- [Problem to solve]: Draw out every line with the word "code" from the listing below.

Start Information shown

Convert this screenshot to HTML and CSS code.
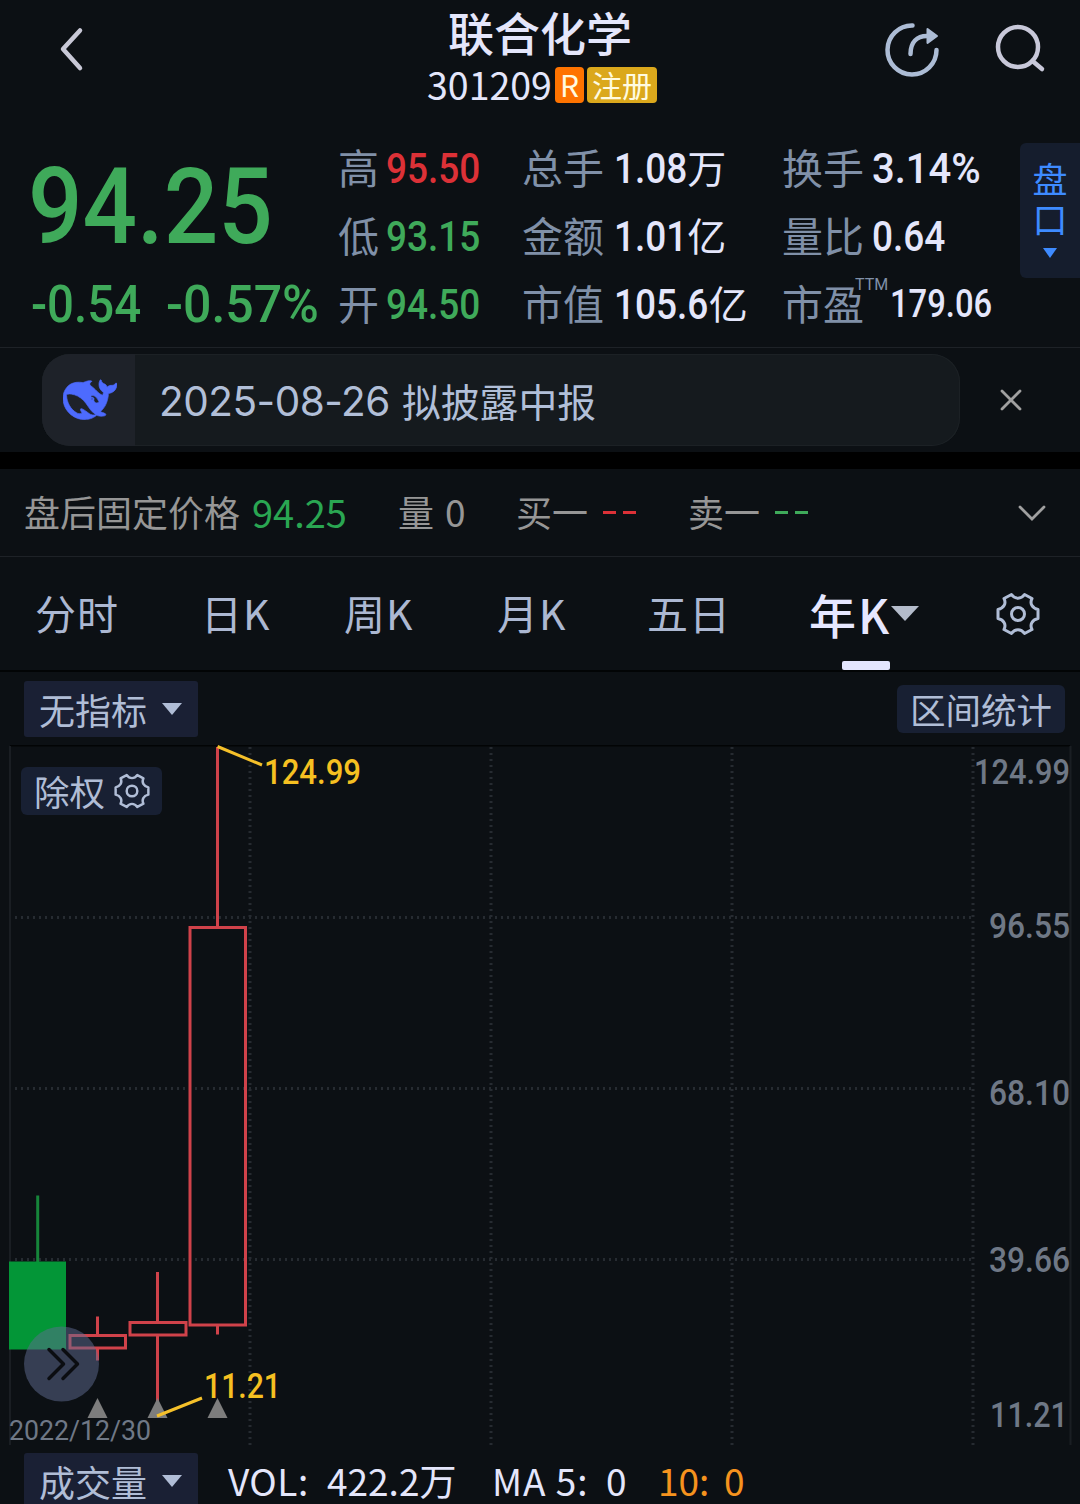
FILE: index.html
```html
<!DOCTYPE html>
<html lang="zh-CN">
<head>
  <meta charset="UTF-8">
  <title>联合化学 301209</title>
  <link rel="stylesheet" href="styles.css">
</head>
<body>
  <svg width="0" height="0" class="defs">
    <symbol id="gear" viewBox="-22 -22 44 44">
      <path d="M20-4.500V4.500C14 6 11.500 10.500 14 15.500L6.500 19.500C3 14.500-3 14.500-6.500 19.500L-14 15.500C-11.500 10.500-14 6-20 4.500V-4.500C-14-6-11.500-10.500-14-15.500L-6.500-19.500C-3-14.500 3-14.500 6.500-19.500L14-15.500C11.500-10.500 14-6 20-4.500Z"/>
      <circle r="6.5"/>
    </symbol>
  </svg>

  <header class="topbar">
    <svg class="back" width="26" height="46" viewBox="0 0 26 46"><path d="M21 3.500L4 22L21 41"/></svg>
    <div class="title">
      <h1>联合化学</h1>
      <div class="code">
        <span class="code-num">301209</span>
        <span class="tag tag-r">R</span>
        <span class="tag tag-reg">注册</span>
      </div>
    </div>
    <div class="actions">
      <svg class="share" width="56" height="56" viewBox="0 0 56 56">
        <path d="M28.500 3.500A24.500 24.500 0 1 0 52.500 28"/>
        <path d="M26.500 32C26.500 20 33 14 43 14"/>
        <path class="head" d="M43.500 7L53 14L43.500 21Z"/>
      </svg>
      <svg class="search" width="52" height="50" viewBox="0 0 52 50">
        <circle cx="24" cy="23" r="20"/>
        <path d="M38.500 37L48 45"/>
      </svg>
    </div>
  </header>

  <section class="quote">
    <div class="price">
      <div class="last">94.25</div>
      <div class="change"><span class="diff">-0.54</span><span class="pct">-0.57%</span></div>
    </div>
    <dl class="col col-a">
      <div><dt>高</dt><dd class="num up">95.50</dd></div>
      <div><dt>低</dt><dd class="num down">93.15</dd></div>
      <div><dt>开</dt><dd class="num down">94.50</dd></div>
    </dl>
    <dl class="col col-b">
      <div><dt>总手</dt><dd><span class="num">1.08</span><span class="unit">万</span></dd></div>
      <div><dt>金额</dt><dd><span class="num">1.01</span><span class="unit">亿</span></dd></div>
      <div><dt>市值</dt><dd><span class="num">105.6</span><span class="unit unit-far">亿</span></dd></div>
    </dl>
    <dl class="col col-c">
      <div><dt>换手</dt><dd class="num num-pct">3.14%</dd></div>
      <div><dt>量比</dt><dd class="num">0.64</dd></div>
      <div><dt>市盈<sup>TTM</sup></dt><dd class="num num-pe">179.06</dd></div>
    </dl>
    <div class="handle">
      <span>盘</span><span>口</span>
      <svg width="16" height="10" viewBox="0 0 16 10"><path d="M1 0H15L8 10Z"/></svg>
    </div>
  </section>

  <section class="notice">
    <div class="notice-bar">
      <div class="notice-logo">
        <svg width="54" height="54" viewBox="0 0 24 24"><path d="M23.748 4.482c-.254-.124-.364.113-.512.234-.051.039-.094.09-.137.136-.372.397-.806.657-1.373.626-.829-.046-1.537.214-2.163.848-.133-.782-.575-1.248-1.247-1.548-.352-.156-.708-.311-.955-.65-.172-.241-.219-.51-.305-.774-.055-.16-.11-.323-.293-.35-.2-.031-.278.136-.356.276-.313.572-.434 1.202-.422 1.84.027 1.436.633 2.58 1.838 3.393.137.093.172.187.129.323-.082.28-.18.552-.266.833-.055.179-.137.217-.329.14a5.526 5.526 0 01-1.736-1.18c-.857-.828-1.631-1.742-2.597-2.458a11.365 11.365 0 00-.689-.471c-.985-.957.13-1.743.388-1.836.27-.098.093-.432-.779-.428-.872.004-1.67.295-2.687.684a3.055 3.055 0 01-.465.137 9.597 9.597 0 00-2.883-.102c-1.885.21-3.39 1.102-4.497 2.623C.082 8.606-.231 10.684.152 12.85c.403 2.284 1.569 4.175 3.36 5.653 1.858 1.533 3.997 2.284 6.438 2.14 1.482-.085 3.133-.284 4.994-1.86.47.234.962.327 1.78.397.63.059 1.236-.03 1.705-.128.735-.156.684-.837.419-.961-2.155-1.004-1.682-.595-2.113-.926 1.096-1.296 2.746-2.642 3.392-7.003.05-.347.007-.565 0-.845-.004-.17.035-.237.23-.256a4.173 4.173 0 001.545-.475c1.396-.763 1.96-2.015 2.093-3.517.02-.23-.004-.467-.247-.588zM11.581 18c-2.089-1.642-3.102-2.183-3.52-2.16-.392.024-.321.471-.235.763.09.288.207.486.371.739.114.167.192.416-.113.603-.673.416-1.842-.14-1.897-.167-1.361-.802-2.5-1.86-3.301-3.307-.774-1.393-1.224-2.887-1.298-4.482-.02-.386.093-.522.477-.592a4.696 4.696 0 011.529-.039c2.132.312 3.946 1.265 5.468 2.774.868.86 1.525 1.887 2.202 2.891.72 1.066 1.494 2.082 2.48 2.914.348.292.625.514.891.677-.802.09-2.14.11-3.054-.614zm1-6.44a.306.306 0 01.415-.287.302.302 0 01.2.288.306.306 0 01-.31.307.303.303 0 01-.304-.308zm3.11 1.596c-.2.081-.399.151-.59.16a1.245 1.245 0 01-.798-.254c-.274-.23-.47-.358-.552-.758a1.73 1.73 0 01.016-.588c.07-.327-.008-.537-.239-.727-.187-.156-.426-.199-.688-.199a.559.559 0 01-.254-.078c-.11-.054-.2-.19-.114-.358.028-.054.16-.186.192-.21.356-.202.767-.136 1.146.016.352.144.618.408 1.001.782.391.451.462.576.685.914.176.265.336.537.445.848.067.195-.019.354-.25.452z"/></svg>
      </div>
      <p><span class="date">2025-08-26</span>拟披露中报</p>
    </div>
    <svg class="close" width="24" height="24" viewBox="0 0 24 24"><path d="M3 3L21 21M21 3L3 21"/></svg>
  </section>

  <section class="after">
    <span class="after-name">盘后固定价格</span>
    <span class="after-price">94.25</span>
    <span class="after-vol">量<i>0</i></span>
    <span class="after-side">买一</span><span class="dash up"></span>
    <span class="after-side after-sell">卖一</span><span class="dash down"></span>
    <svg class="chevron" width="30" height="18" viewBox="0 0 30 18"><path d="M3 3L15 15L27 3"/></svg>
  </section>

  <nav class="tabs">
    <a>分时</a>
    <a>日K</a>
    <a>周K</a>
    <a>月K</a>
    <a>五日</a>
    <a class="active">年K<svg width="28" height="15" viewBox="0 0 28 15"><path d="M0 0H28L14 15Z"/></svg></a>
    <svg class="gear" width="46" height="44"><use href="#gear"/></svg>
  </nav>

  <div class="toolbar">
    <button class="select">无指标<svg width="20" height="12" viewBox="0 0 20 12"><path d="M0 0H20L10 12Z"/></svg></button>
    <button class="chip">区间统计</button>
  </div>

  <section class="chart">
    <svg class="kline" width="1080" height="703" viewBox="0 745 1080 703">
      <path class="frame-top" d="M10 745.500H1070"/>
      <path class="frame" d="M10 746V1445M1070.500 746V1445"/>
      <g class="grid">
        <path d="M15 917.500H973M15 1088.500H973M15 1259.500H973"/>
        <path d="M250 747V1445M491 747V1445M732 747V1445M973 747V1445"/>
      </g>

      <!-- yearly candles -->
      <path class="wick-down" d="M37.700 1195.500V1262"/>
      <rect class="body-down" x="9" y="1261.500" width="57" height="88"/>
      <g class="candle-up">
        <path d="M97.500 1316.500V1335M97.500 1348V1360.500"/>
        <rect x="70" y="1335.500" width="55.500" height="12.500"/>
        <path d="M157.500 1272V1322M157.500 1336V1404"/>
        <rect x="130" y="1322.500" width="56" height="12.500"/>
        <path d="M217.500 747V927M217.500 1326V1334.500"/>
        <rect x="190" y="927.500" width="55.500" height="397.500"/>
      </g>
      <path class="marks" d="M97.500 1398L107.500 1418H87.500ZM157.500 1398L167.500 1418H147.500ZM217.500 1398L227.500 1418H207.500Z"/>
      <path class="leader" d="M217.500 746.500L262 765M157 1416L202 1398"/>

      <g class="peak">
        <text x="264" y="784" textLength="97" lengthAdjust="spacingAndGlyphs">124.99</text>
        <text x="204" y="1398" textLength="77" lengthAdjust="spacingAndGlyphs">11.21</text>
      </g>
      <g class="axis">
        <text x="974" y="784" textLength="96" lengthAdjust="spacingAndGlyphs">124.99</text>
        <text x="989" y="938" textLength="81" lengthAdjust="spacingAndGlyphs">96.55</text>
        <text x="989" y="1105" textLength="81" lengthAdjust="spacingAndGlyphs">68.10</text>
        <text x="989" y="1272" textLength="81" lengthAdjust="spacingAndGlyphs">39.66</text>
        <text x="990" y="1427" textLength="78" lengthAdjust="spacingAndGlyphs">11.21</text>
        <text class="day" x="9" y="1440" textLength="142" lengthAdjust="spacingAndGlyphs">2022/12/30</text>
      </g>

      <g class="expand">
        <circle cx="61.500" cy="1364" r="37.500"/>
        <path d="M49 1349.500L63.500 1364L49 1378.500M63 1349.500L77.500 1364L63 1378.500"/>
      </g>
    </svg>
    <button class="chip adjust">除权<svg width="38" height="36"><use href="#gear"/></svg></button>
  </section>

  <footer class="volume">
    <button class="select">成交量<svg width="20" height="12" viewBox="0 0 20 12"><path d="M0 0H20L10 12Z"/></svg></button>
    <span class="vol">VOL:</span>
    <span class="vol-num">422.2万</span>
    <span class="ma5">MA 5:</span>
    <span class="ma5-num">0</span>
    <span class="ma10">10:</span>
    <span class="ma10">0</span>
  </footer>
</body>
</html>
```

FILE: styles.css
```css
* {
  box-sizing: border-box;
}
body {
  margin: 0;
  width: 1080px;
  height: 1504px;
  overflow: hidden;
  background: #0c1014;
  color: #e4e6fb;
  font-family: "Noto Sans CJK SC", sans-serif;
  display: flex;
  flex-direction: column;
}
h1, p, dl, dd {
  margin: 0;
}
svg {
  display: block;
  flex: none;
}
.defs {
  position: absolute;
}
button {
  border: none;
  padding: 0;
  font: inherit;
  color: #b0bdd6;
}
.up {
  color: #dc3137;
}
.down {
  color: #3faa5a;
}

/* header */
.topbar {
  height: 134px;
  flex: none;
  display: grid;
  grid-template-columns: 360px 1fr 360px;
}
.back {
  margin: 27px 0 0 59px;
  fill: none;
  stroke: #c8c8d6;
  stroke-width: 4.5;
  stroke-linecap: round;
  stroke-linejoin: round;
}
.title {
  text-align: center;
}
.title h1 {
  font-size: 46px;
  font-weight: 500;
  line-height: 63px;
  height: 67px;
}
.code {
  display: flex;
  justify-content: center;
  gap: 3px;
  height: 37px;
  line-height: 37px;
  padding-left: 4px;
}
.code-num {
  font-size: 37.5px;
  line-height: 34px;
}
.tag {
  height: 36px;
  line-height: 35px;
  border-radius: 4px;
  color: #fffbe0;
  font-size: 30px;
}
.tag-r {
  width: 29px;
  background: #ff7300;
}
.tag-reg {
  width: 70px;
  background: #dba81c;
}
.actions {
  display: flex;
}
.share {
  margin: 22px 0 0 164px;
  fill: none;
  stroke: #acbcd5;
  stroke-width: 4.5;
  stroke-linecap: round;
}
.share .head {
  fill: #acbcd5;
  stroke-width: 2;
  stroke-linejoin: round;
}
.search {
  margin: 24px 0 0 54px;
  fill: none;
  stroke: #c8c8d9;
  stroke-width: 4.5;
  stroke-linecap: round;
}

/* quote */
.quote {
  height: 214px;
  flex: none;
  display: flex;
  border-bottom: 1px solid #1e2227;
}
.price {
  width: 338px;
  padding-left: 27px;
  color: #3faa5a;
  font-family: Roboto, sans-serif;
  font-weight: 500;
}
.last {
  font-size: 106px;
  line-height: 124px;
  margin: 11px 0 0 1px;
  transform: scaleX(.905);
  transform-origin: 0 0;
}
.change {
  display: flex;
  font-size: 51px;
  line-height: 60px;
  margin-top: 6px;
}
.diff, .pct {
  transform: scaleX(.93);
  transform-origin: 0 0;
}
.diff {
  width: 135px;
  margin-left: 4px;
}
.pct {
  transform: scaleX(.98);
}
.col {
  display: grid;
  grid-template-rows: repeat(3, 68px);
}
.col > div {
  display: flex;
  align-items: center;
}
.col-a {
  width: 184px;
}
.col-b {
  width: 260px;
}
.col-c {
  width: 238px;
}
dt {
  font-size: 41px;
  line-height: 60px;
  padding-bottom: 5px;
  color: #8090a8;
  position: relative;
  white-space: nowrap;
}
dd {
  display: flex;
  align-items: center;
  margin-left: 10px;
}
.num {
  font-family: Roboto, sans-serif;
  font-weight: 500;
  font-size: 43px;
  line-height: 60px;
  transform: scaleX(.86);
  transform-origin: 0 50%;
}
.col-a .num {
  margin-left: 7px;
}
.col-c .num {
  margin-left: 8px;
}
.col-c .num-pct {
  transform: scaleX(.93);
}
.col-c .num-pe {
  font-size: 39px;
  margin-left: 26px;
  transform: scaleX(.84);
}
.unit {
  font-size: 39px;
  line-height: 60px;
  padding-bottom: 4px;
  margin-left: -12px;
}
.unit-far {
  margin-left: -15px;
}
sup {
  position: absolute;
  left: 73px;
  top: 3px;
  font-family: Roboto, sans-serif;
  font-size: 16px;
  line-height: 20px;
}
.handle {
  width: 60px;
  height: 135px;
  margin-top: 9px;
  padding-top: 15px;
  border-radius: 6px 0 0 6px;
  background: #151d2d;
  color: #3e8bff;
  fill: #3e8bff;
  display: flex;
  flex-direction: column;
  align-items: center;
  font-size: 35px;
  line-height: 40px;
}
.handle svg {
  margin-top: 10px;
}

/* notice */
.notice {
  height: 121px;
  flex: none;
  display: flex;
  padding: 6px 0 0 42px;
  border-bottom: 17px solid #000;
}
.notice-bar {
  width: 918px;
  height: 92px;
  border-radius: 28px;
  overflow: hidden;
  background: #151a1e;
  box-shadow: inset 0 0 0 1px #1c2125;
  display: flex;
  align-items: center;
}
.notice-logo {
  width: 93px;
  height: 92px;
  padding-left: 3px;
  background: #1e2229;
  display: flex;
  align-items: center;
  justify-content: center;
  fill: #4d6bfe;
  stroke: #4d6bfe;
  stroke-width: .3;
}
.notice p {
  display: flex;
  align-items: center;
  margin: -1px 0 0 24px;
  color: #b1bfd8;
  font-size: 38.8px;
  white-space: nowrap;
}
.date {
  width: 243px;
  padding-top: 4px;
  font-family: Inter, sans-serif;
  font-size: 40.5px;
  letter-spacing: -.5px;
}
.close {
  margin: 34px 0 0 39px;
  fill: none;
  stroke: #a0a0a0;
  stroke-width: 2.8;
  stroke-linecap: round;
}

/* after-hours fixed price */
.after {
  height: 88px;
  flex: none;
  display: flex;
  align-items: center;
  padding-left: 24px;
  border-bottom: 1px solid #1e2227;
  color: #969696;
  font-size: 36px;
}
.after > span {
  margin-top: -3px;
}
.after .after-price {
  margin-left: 12px;
  width: 146px;
  color: #2aa652;
  font-size: 38px;
}
.after-vol {
  width: 118px;
}
.after-vol i {
  margin-left: 11px;
  font-style: normal;
  font-size: 37px;
}
.after .dash {
  width: 33px;
  height: 3px;
  margin: 0 0 0 15px;
  background: linear-gradient(90deg, currentColor 13px, transparent 13px 20px, currentColor 20px);
}
.after-sell {
  margin-left: 52px;
}
.chevron {
  margin-left: auto;
  margin-right: 33px;
  fill: none;
  stroke: #a0a0a0;
  stroke-width: 2.8;
  stroke-linecap: round;
}

/* period tabs */
.tabs {
  height: 115px;
  flex: none;
  display: grid;
  grid-template-columns: 166px 143px 153px 150px 162px 186px 1fr;
  align-items: center;
  padding-left: 35px;
  border-bottom: 2px solid #020405;
  color: #acb8d2;
  font-size: 41px;
}
.tabs a {
  height: 113px;
  line-height: 110px;
  position: relative;
  white-space: nowrap;
  letter-spacing: 1px;
}
.tabs .active {
  display: flex;
  align-items: center;
  color: #e6e7ff;
  font-size: 47px;
  font-weight: 500;
  letter-spacing: 2px;
  fill: #b4bccb;
}
.tabs .active::after {
  content: "";
  position: absolute;
  left: 33px;
  bottom: 0;
  width: 48px;
  height: 9px;
  border-radius: 2px;
  background: #e4e6ff;
}
.gear, .adjust svg {
  fill: none;
  stroke: #b0bdd6;
  stroke-width: 3;
  stroke-linejoin: round;
}

/* indicator row */
.toolbar {
  height: 73px;
  flex: none;
  display: flex;
  justify-content: space-between;
  padding: 9px 15px 0 24px;
}
.select {
  width: 174px;
  height: 56px;
  border-radius: 3px;
  background: #1a2034;
  font-size: 36px;
  line-height: 54px;
  display: flex;
  align-items: center;
  padding-left: 15px;
  padding-bottom: 1px;
  fill: #b0bdd6;
}
.select svg {
  margin-left: 15px;
}
.chip {
  height: 48px;
  border-radius: 6px;
  background: #182033;
  font-size: 35.5px;
  line-height: 48px;
}
.toolbar .chip {
  width: 168px;
  margin-top: 4px;
}

/* chart */
.chart {
  position: relative;
  height: 708px;
  flex: none;
}
.adjust {
  position: absolute;
  left: 21px;
  top: 22px;
  width: 141px;
  padding-left: 13px;
  display: flex;
  align-items: center;
  gap: 8px;
}
.frame-top {
  stroke: #020405;
  stroke-width: 2;
}
.frame {
  stroke: #1a1e23;
  stroke-width: 2;
}
.grid path {
  stroke: #262b31;
  stroke-width: 3;
  stroke-dasharray: 2 4;
}
.kline path, .kline rect {
  fill: none;
}
.wick-down {
  stroke: #16853a;
  stroke-width: 3;
}
.kline .body-down {
  fill: #039637;
}
.candle-up {
  stroke: #d0424a;
  stroke-width: 3;
}
.kline .marks {
  fill: #7d7d7d;
}
.leader {
  stroke: #f5c02a;
  stroke-width: 3;
}
.kline text {
  font-family: Roboto, sans-serif;
  font-size: 35px;
  font-weight: 500;
}
.peak {
  fill: #f6c021;
}
.axis {
  fill: #6f7886;
}
.kline .day {
  font-size: 28px;
  font-weight: 400;
}
.expand circle {
  fill: #606c91;
  fill-opacity: .5;
}
.expand path {
  stroke: #0b0d11;
  stroke-width: 3.5;
  stroke-linecap: round;
  stroke-linejoin: round;
}

/* volume row */
.volume {
  flex: 1;
  display: flex;
  padding-left: 24px;
  font-size: 37px;
  line-height: 54px;
  white-space: nowrap;
}
.vol {
  width: 99px;
  margin-left: 30px;
  letter-spacing: .5px;
}
.vol-num {
  width: 165px;
}
.ma5 {
  width: 114px;
  letter-spacing: 1px;
}
.ma5-num {
  width: 52px;
}
.ma10 {
  width: 66px;
  color: #f6931e;
}
```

End Information shown

- [Solution to the problem]:
Convert this screenshot to HTML and CSS code.
      <div class="code">
        <span class="code-num">301209</span>
.code {
.code-num {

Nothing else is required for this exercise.